## Exercise brief
Find the lines holding "full" and copy them.

╭─ Source data

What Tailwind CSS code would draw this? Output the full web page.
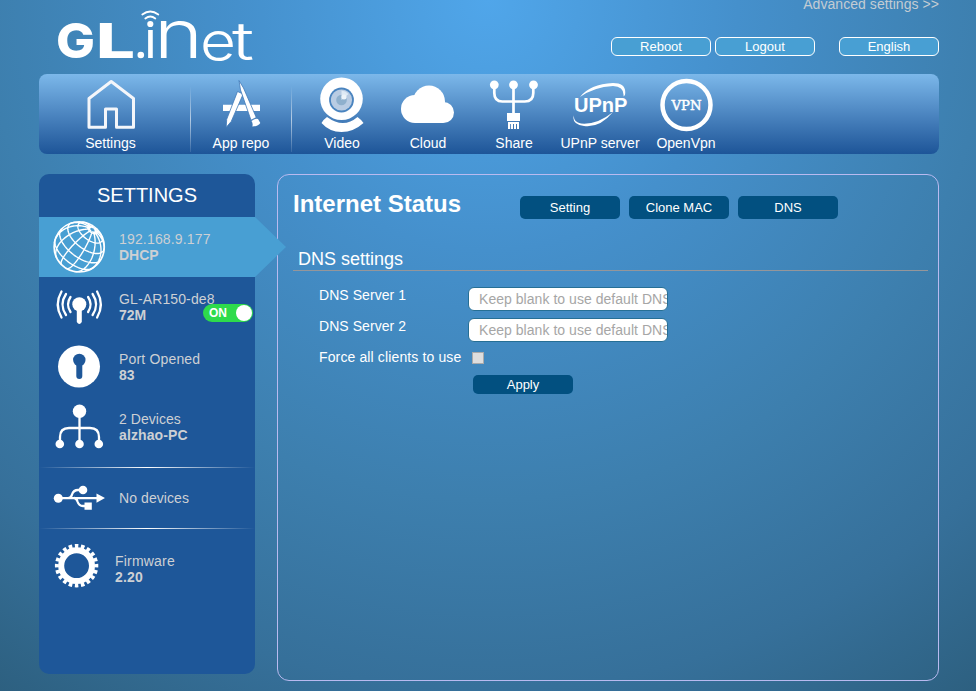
<!DOCTYPE html>
<html lang="en">
<head>
<meta charset="utf-8">
<title>GL.iNet</title>
<script src="https://cdn.jsdelivr.net/npm/@tailwindcss/browser@4"></script>
</head>
<body class="h-[691px] w-[976px] overflow-hidden bg-[radial-gradient(circle_at_488px_0px,#50a6ea_0px,#4590cc_250px,#3d7fae_500px,#36709a_690px,#2d6080_846px)] font-['Liberation_Sans',Arial,sans-serif] text-sm text-white">
<div class="ml-[39px] w-[900px]">
  <div class="flex h-[74px] w-[900px] justify-between">
    <svg class="h-[74px] w-[230px]" viewBox="39 0 230 74" fill="#fff" font-family="Inter, sans-serif">
      <text x="56" y="58" font-weight="800" font-size="48.500" textLength="39" lengthAdjust="spacingAndGlyphs">G</text>
      <text x="96" y="58" font-weight="800" font-size="48.500" textLength="39" lengthAdjust="spacingAndGlyphs">L</text>
      <circle cx="140.800" cy="55" r="3.300"/>
      <circle cx="150.300" cy="24" r="3.100"/>
      <text x="144.200" y="58" font-family="Roboto" font-weight="400" font-size="51">ı</text>
      <text x="154" y="58" font-weight="300" font-size="67" textLength="49" lengthAdjust="spacingAndGlyphs">n</text>
      <text x="200" y="59.500" font-weight="300" font-size="53" textLength="36" lengthAdjust="spacingAndGlyphs">e</text>
      <text x="232" y="60" font-weight="300" font-size="53" textLength="22" lengthAdjust="spacingAndGlyphs">t</text>
      <g fill="none" stroke="#fff" stroke-linecap="round" stroke-width="1.800"><path d="M142.300 14.500q8-6 16 0"/><path d="M145.300 18.500q5-4 10 0"/></g>
    </svg>
    <div class="flex flex-col items-end">
      <a class="-mt-1 h-4 leading-4 tracking-[.06px] text-[#c3ccd3]">Advanced settings &gt;&gt;</a>
      <div class="mt-[25px] flex gap-1 text-[13px] leading-[17px]">
        <button class="h-[19px] w-[100px] rounded-md border border-white bg-[#489fd3]">Reboot</button>
        <button class="h-[19px] w-[100px] rounded-md border border-white bg-[#489fd3]">Logout</button>
        <button class="ml-5 h-[19px] w-[100px] rounded-md border border-white bg-[#489fd3]">English</button>
      </div>
    </div>
  </div>

  <nav class="flex h-20 w-[900px] rounded-lg bg-linear-to-b from-[#7cb8ea] to-[#1d5598] text-center leading-4">
    <div class="flex w-[143px] flex-col items-center">
      <svg class="mt-1 h-[57px] w-14" viewBox="82.500 78 56 57" fill="none" stroke="#f4f6fa" stroke-width="3" stroke-linejoin="round"><path d="M88.500 127.300V98.500l22.200-17 22.300 17v28.800h-17v-18.300h-11v18.300z"/></svg>
      <span>Settings</span>
    </div>
    <div class="ml-2 mt-3 h-[66px] w-px bg-linear-to-b from-white/0 via-white/60 to-white/10"></div>
    <div class="flex w-[100px] flex-col items-center">
      <svg class="mt-1 h-[57px] w-14" viewBox="213 78 56 57" fill="#fff"><path d="M223 104.700h37v6.200h-37z"/><path d="m237.500 91.500 5.700 2.500-12 27.500-5 5.800.5-8z" stroke="#3f78b8" stroke-width=".8"/><path d="m239 80.500 4.500 7.500 12.800 29.500-5.300 2.700L240.500 90z" stroke="#3f78b8" stroke-width=".8"/><path d="M251.500 121q4-3 6.500-2l2.300 4q-2 3.500-8 3.500 1-3-.8-5.500z"/></svg>
      <span>App repo</span>
    </div>
    <div class="mt-3 h-[66px] w-px bg-linear-to-b from-white/0 via-white/60 to-white/10"></div>
    <div class="ml-[7px] flex w-[86px] flex-col items-center">
      <svg class="mt-1 h-[57px] w-14 overflow-visible" viewBox="314 78 56 57"><path d="M327 117q-3 2-5.500 6 8 9 20 9t22-9q-3-4-6-6-14 12-30.500 0z" fill="#fff"/><circle cx="341.500" cy="98.800" r="21.300" fill="#fff"/><circle cx="341.500" cy="100" r="12.400" fill="#4a84bf"/><circle cx="341.500" cy="100" r="10.600" fill="#b9cce3"/><circle cx="341.500" cy="100" r="5.300" fill="#8fb0cd"/><path d="M341.500 100V90.500a10 10 0 0 1 7 3.500z" fill="#dfeaf5"/><circle cx="344" cy="97" r="2.500" fill="#edf4fa"/></svg>
      <span>Video</span>
    </div>
    <div class="flex w-[86px] flex-col items-center">
      <svg class="mt-1 h-[57px] w-14" viewBox="400 78 56 57" fill="#fff"><circle cx="415" cy="109" r="14"/><circle cx="429" cy="101.500" r="16"/><circle cx="443.500" cy="112.500" r="10.500"/><path d="M415 104h28v19h-28z"/></svg>
      <span>Cloud</span>
    </div>
    <div class="flex w-[86px] flex-col items-center">
      <svg class="mt-1 h-[57px] w-14" viewBox="486 78 56 57" fill="#fff"><g fill="none" stroke="#fff" stroke-width="2.700"><path d="M494.300 85v8q0 8.500 8 8.500h22.500q8.500 0 8.500-8.500v-8M513.500 85v29"/></g><circle cx="494.300" cy="84.800" r="4.400"/><circle cx="513.500" cy="84.800" r="4.400"/><circle cx="533.500" cy="84.800" r="4.400"/><path d="M507 113h13v8h-13zM508 122h11v2h-11zM508 123h2.200v6H508zM511 123h2v6h-2zM514 123h2v6h-2zM517 123h2v6h-2z"/></svg>
      <span>Share</span>
    </div>
    <div class="flex w-[86px] flex-col items-center">
      <svg class="mt-1 h-[57px] w-14" viewBox="572 78 56 57" fill="#fff"><path d="M580 97q10-13 33-14 14 0 12 12l-1.500 1.500q1-10-10.500-10.500-19 1-33 11zM574 115q-1 7 7 8.500 16 1.500 32-11.500-13 16-29 14-13-2-10-11z"/><text x="574" y="112" font-family="Liberation Sans" font-weight="700" font-size="20.500" textLength="53.500" lengthAdjust="spacingAndGlyphs">UPnP</text></svg>
      <span class="whitespace-nowrap">UPnP server</span>
    </div>
    <div class="flex w-[86px] flex-col items-center">
      <svg class="mt-1 h-[57px] w-14" viewBox="658 78 56 57" fill="#fff"><circle cx="686.500" cy="105" r="24" fill="none" stroke="#fff" stroke-width="4.500"/><text x="671.500" y="109.700" font-family="DejaVu Serif" font-weight="400" font-size="13" stroke="#fff" stroke-width=".45" textLength="30" lengthAdjust="spacingAndGlyphs">VPN</text></svg>
      <span>OpenVpn</span>
    </div>
  </nav>

  <div class="mt-5 flex w-[900px] items-start">
    <aside class="h-[500px] w-[216px] shrink-0 rounded-[10px] bg-[#1e5799] leading-4 text-[#cdd0d4]">
      <h2 class="h-[43px] text-center text-xl leading-[42px] text-white">SETTINGS</h2>
      <div class="relative flex h-[60px] items-center">
        <svg class="absolute left-0 top-0 h-[60px] w-[247px]" viewBox="0 0 247 60" fill="#489fd3"><path d="M0 0h216l31 30-31 30H0z"/></svg>
        <svg class="relative ml-3 h-14 w-14" viewBox="51 219 56 56" fill="none" stroke="#fff" stroke-width="1.400"><circle cx="79.200" cy="246.900" r="25.100" stroke-width="1.600"/><path id="graticule"/></svg>
        <div class="relative ml-3"><div class="tracking-[.17px]">192.168.9.177</div><b>DHCP</b></div>
      </div>
      <div class="relative flex h-[60px] items-center">
        <svg class="ml-3 h-14 w-14" viewBox="51 279 56 56" fill="#fff"><circle cx="79.300" cy="304.300" r="7"/><path d="M76.800 308h5v14q-2.500 4-5 0z"/><g fill="none" stroke="#fff" stroke-width="2.300" stroke-linecap="round"><path d="M70.500 297q-5 7.500 0 15M66 294q-7 10.500 0 21M61.500 291.500q-7.500 13 0 26M88.100 297q5 7.500 0 15M92.600 294q7 10.500 0 21M97.100 291.500q7.500 13 0 26"/></g></svg>
        <div class="ml-3"><div class="tracking-[.12px]">GL-AR150-de8</div><b>72M</b></div>
        <div class="absolute left-[164px] top-[27px] flex h-[18px] w-[50px] items-center justify-between rounded-full bg-[#2edb4b] pl-1.5 pr-px text-xs font-bold text-white"><span>ON</span><i class="size-4 rounded-full bg-white"></i></div>
      </div>
      <div class="flex h-[60px] items-center">
        <svg class="ml-3 h-14 w-14" viewBox="51 339 56 56" fill="#fff"><circle cx="79" cy="366.500" r="21"/><g fill="#1e5799"><circle cx="79.300" cy="360" r="6.200"/><rect x="76.300" y="361" width="6" height="18" rx="3"/></g></svg>
        <div class="ml-3"><div class="tracking-[.17px]">Port Opened</div><b>83</b></div>
      </div>
      <div class="flex h-[60px] items-center">
        <svg class="ml-3 h-14 w-14" viewBox="51 399 56 56" fill="#fff"><path d="M79.500 411v33M60 444v-7q0-9 9-9h21q9 0 9 9v7" fill="none" stroke="#fff" stroke-width="2.300"/><circle cx="79.500" cy="411.200" r="6.700"/><circle cx="59.800" cy="444" r="4.300"/><circle cx="79.500" cy="444" r="4.300"/><circle cx="98.800" cy="444" r="4.300"/></svg>
        <div class="ml-3"><div class="tracking-[.05px]">2 Devices</div><b class="tracking-[.12px]">alzhao-PC</b></div>
      </div>
      <div class="mt-[10px] h-px bg-linear-to-r from-white/0 via-white to-white/0"></div>
      <div class="flex h-[60px] items-center">
        <svg class="ml-3 h-14 w-14" viewBox="51 470 56 56" fill="#fff"><circle cx="58.300" cy="498.300" r="4.500"/><circle cx="83" cy="490" r="4.300"/><path d="M96.500 493.500 105 498l-8.500 4.700zM84.500 502.500h7.300v7.300h-7.300z"/><path d="M58 498.200h40M68.500 498q2.500 0 3.500-3.500 1.500-4.500 6-4.500h4M74 498q2.500 0 3.500 3.500 1.500 4.500 5.500 4.500h2" fill="none" stroke="#fff" stroke-width="2.300"/></svg>
        <div class="ml-3 tracking-[.08px]">No devices</div>
      </div>
      <div class="h-px bg-linear-to-r from-white/0 via-white to-white/0"></div>
      <div class="mt-[10px] flex h-[60px] items-center">
        <svg class="ml-[9px] h-14 w-14" viewBox="48 541 56 56" fill="none" stroke="#fff"><circle cx="76.600" cy="565.700" r="15.400" stroke-width="6"/><circle cx="76.600" cy="565.700" r="19.700" stroke-width="4" pathLength="40" stroke-dasharray="1.150 .85" stroke-dashoffset=".575"/></svg>
        <div class="ml-[11px]"><div class="tracking-[.2px]">Firmware</div><b class="tracking-[.15px]">2.20</b></div>
      </div>
    </aside>

    <main class="ml-[22px] h-[507px] w-[662px] rounded-xl border border-[#b9baf0] px-[15px]">
      <div class="flex h-[65px]">
        <h1 class="mt-[13px] w-[227px] text-2xl leading-8 font-bold">Internet Status</h1>
        <div class="mt-[21px] flex gap-[9px] text-[13px] leading-[23px]">
          <button class="h-[23px] w-[100px] rounded-[5px] bg-[#025080]">Setting</button>
          <button class="h-[23px] w-[100px] rounded-[5px] bg-[#025080]">Clone MAC</button>
          <button class="h-[23px] w-[100px] rounded-[5px] bg-[#025080]">DNS</button>
        </div>
      </div>
      <h3 class="mr-[-5px] h-[31px] w-[635px] border-b border-[#95969a] pl-[5px] pt-[8px] text-lg leading-[22px]">DNS settings</h3>
      <form class="pl-[26px]">
        <div class="mt-4 flex h-[31px]"><label class="w-[149px] leading-4 tracking-[.06px]">DNS Server 1</label><input class="h-6 w-[200px] rounded-md border border-[#266f95] bg-white px-0 pl-[10px] text-sm tracking-[.04px] placeholder:text-[#a6a6a6]" placeholder="Keep blank to use default DNS"></div>
        <div class="flex h-[31px]"><label class="w-[149px] leading-4 tracking-[.06px]">DNS Server 2</label><input class="h-6 w-[200px] rounded-md border border-[#266f95] bg-white px-0 pl-[10px] text-sm tracking-[.04px] placeholder:text-[#a6a6a6]" placeholder="Keep blank to use default DNS"></div>
        <div class="flex h-[26px]"><label class="w-[153px] leading-4 tracking-[.13px]">Force all clients to use</label><input type="checkbox" class="mt-[3px] size-3 appearance-none border border-[#aaa] bg-[#dedede]"></div>
        <button type="button" class="ml-[154px] block h-[19px] w-[100px] rounded-[5px] bg-[#025080] text-[13px] leading-[19px]">Apply</button>
      </form>
    </main>
  </div>
</div>
<script>
  // Orthographic graticule of the globe icon, tilted towards the upper right.
  const cx = 79.2, cy = 246.9, r = 25.1, rad = Math.PI / 180;
  const p = [0.53, 0.69, 0.493];
  const n = Math.hypot(p[0], p[1]);
  const a = [p[1] / n, -p[0] / n, 0];
  const b = [p[1] * a[2] - p[2] * a[1], p[2] * a[0] - p[0] * a[2], p[0] * a[1] - p[1] * a[0]];
  let d = '';
  const line = (points) => {
    let pen = false;
    for (const [lat, lon] of points) {
      const k = Math.cos(lat * rad), s = Math.sin(lat * rad);
      const c = Math.cos(lon * rad) * k, t = Math.sin(lon * rad) * k;
      const v = [0, 1, 2].map(i => p[i] * s + a[i] * c + b[i] * t);
      if (v[2] < 0) { pen = false; continue; }
      d += (pen ? 'L' : 'M') + (cx + r * v[0]).toFixed(2) + ' ' + (cy - r * v[1]).toFixed(2);
      pen = true;
    }
  };
  for (let lon = 15; lon < 375; lon += 30) line(Array.from({ length: 60 }, (_, i) => [84 - i * 3, lon]));
  for (const lat of [78, 55, 31, 7, -18]) line(Array.from({ length: 121 }, (_, i) => [lat, i * 3]));
  document.getElementById('graticule').setAttribute('d', d);
</script>
</body>
</html>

╰─

## Correct answer
What Tailwind CSS code would draw this? Output the full web page.
        <div class="absolute left-[164px] top-[27px] flex h-[18px] w-[50px] items-center justify-between rounded-full bg-[#2edb4b] pl-1.5 pr-px text-xs font-bold text-white"><span>ON</span><i class="size-4 rounded-full bg-white"></i></div>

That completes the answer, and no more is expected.